Не надо вдаваться в хронологию. Черта ли с нее? Черта ли с того, что жена выскочила на Таганке, на красный свет, а я уезжал в Одессу, и меня должна была проводить. А ей М. В. не нравится:
– Бездарная баба, а вы ее облизываете все, просто противно, а ты больше всех унижался, как ты гнул спину… Я зауважала Высоцкого, он хоть не скрывает своих чувств, а ты все старался спрятать их и оттого был еще меньше, жалким…
Высоцкий:
– Николай Робертыч! А вы пьесу пишете?
Эрдман:[10]
– Вам скажи, а вы кому-нибудь доложите. А вы песни пишете?
– Пишу.
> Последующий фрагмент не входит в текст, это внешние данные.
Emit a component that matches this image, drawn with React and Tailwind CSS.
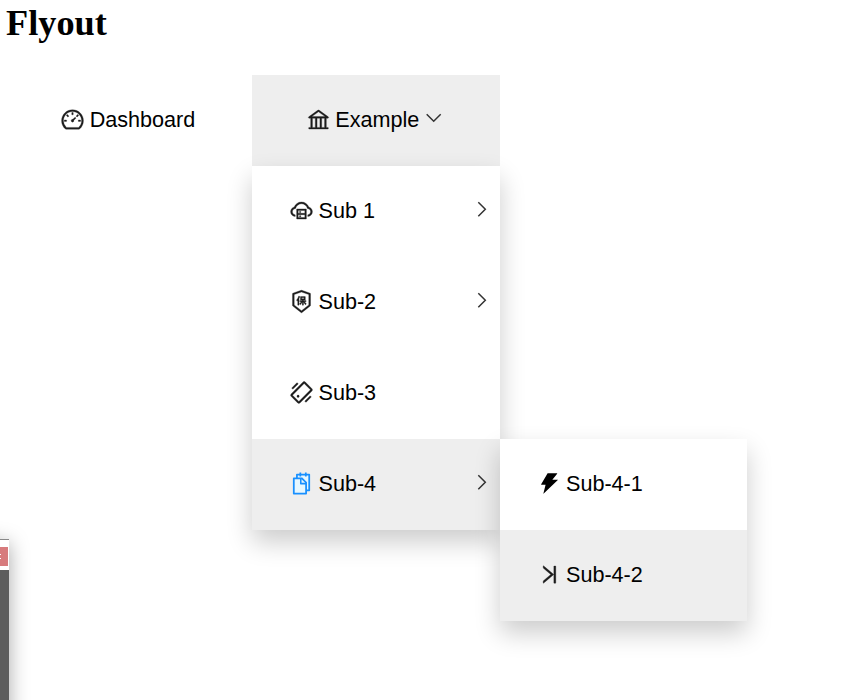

На магнитофон.
– А я на века. Кто на чем. Я как-то по телевизору смотрел, песни пели. Слышу, одна, думаю – это, должно быть, ваша. И угадал. В конце объявили автора. Это большое дело. Вас уже можно узнать по двум строчкам, это хорошо.
– Говорят, скоро «Самоубийца» будет напечатана.
– Да, говорят. Я уже гранки в руках держал. После юбилея разве… А он, говорят, 10 лет будет праздноваться, вот как говорят. Ну, посмотрим… Дети спросят.
От юбилеев тошнит. Три дня занимались, не спали, писали, репетировали поздравления: Любимову – ему 30-го пятьдесят стукнуло и Ефремову – ему вчера сорок. Получилось здорово и то и другое. Петрович[11] сидел между рядами столов с закуской-выпивкой, и мы действовали для него. Прослезился, растроган. Вечером пригласил к себе меня и Высоцкого. Жена больна, к тому же Кузя[12] – поехала домой. А мне обидно невмоготу и боязно. Для чего, зачем я к нему поеду? Там высшее общество. Это что? Барская милость? Поеду – все будут знать, конечно, и перемывать кости. Но это не страшно как раз. Другое страшно: зависимость от благодушия главного и прочих сильных. Должно сохранять дистанцию и занимать свое место сообразно таланту и уму…
«Золотухин, когда берет гармошку, вспоминает свое происхождение и делается полным идиотом». Это изречение принадлежит Высоцкому.
«Высоцкий катастрофически глуп» – а это уже Глаголин.
«Пугачев» – гениальный спектакль. Высоцкий первым номером. Удивительно цельный, чистый спектакль.
Вчера Элла[13] снова сказала при свидетелях, что я буду играть Раскольникова. Высоцкий в поезде мне сказал, что он очень хочет сыграть этого человека. Думаю, что предстоит борьба, скрытая, конечно, тихая, но она состоится. Я не стану лезть на рожон, пусть сами думают и решают. Бог мне поможет.